Sunday, March 25, 2012

A Little Further Down the Path Of Healing

I've often been told (and I mean, OFTEN) that I tend to overanalyze things especially when it comes to another person's feelings. In the fear of causing anyone any kind of distress or other negative emotion I often tie myself up into knots with worry.
For a while, after Carri died, I didn't think I was supposed to post on this blog because it was something I built for her to display her thoughts and her beautiful writings. I considered my writings kind of like filler. Her writing was the meat of what this blog was supposed to be. When she got sicker, I kept writing because she asked me to. But everything I wrote, I passed by her first for her approval (since most of what I wrote was about my perspective on our friendship.)
When I finally decided to write here again, it was a way to hold onto that friendship-onto her.
 Living three thousand miles away from her husband and sons and friends-living a thousand miles away from her grandparents and other friends who grew up with her-I felt very isolated and alone.
So many of those folks reached out to me, though, sharing their grief, their stories, their feelings and I will be forever thankful for that. They inspired me to write more.
Today, I made a change to the blog. And here's where Old Man Worry started twisting me up in those knots of worry.

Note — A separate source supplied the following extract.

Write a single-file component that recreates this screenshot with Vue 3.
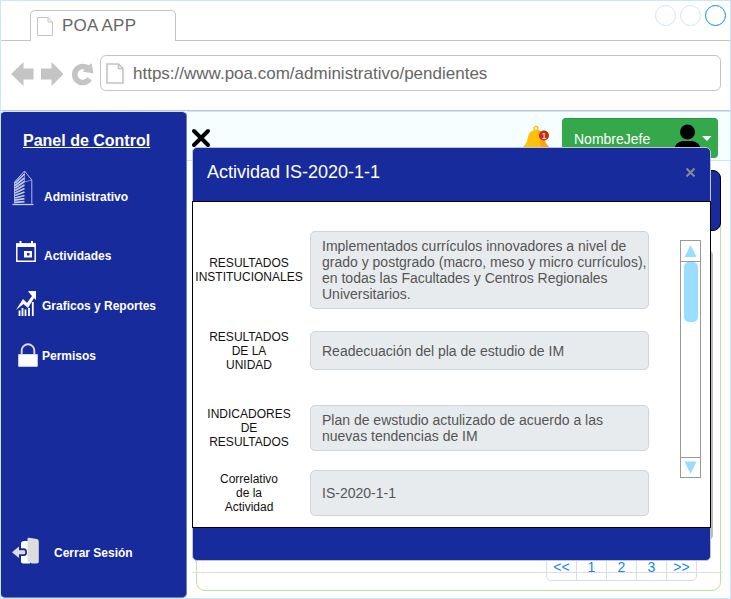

I changed the Authorship from Carri and Tanya to just my name. Some would call this a tiny change. For me, it's a BIG step in my journey of healing and feeling whole again. Without Carri here to run my writings and ideas by, it doesn't feel right to sign her name to things that she might not have agreed with, liked, or wanted her name attached to.
I thought about just starting a new blog but this one was built with so much affection, hope for healing, hope for the future  and I feel so connected to her here that I just can't say good-bye to it.
I hope those of you who loved her will understand.
I also hope that all of you have found peace and healing or are well on your way to finding that. Let me know what you think because I really do care about your feelings...more than you'll probably ever know.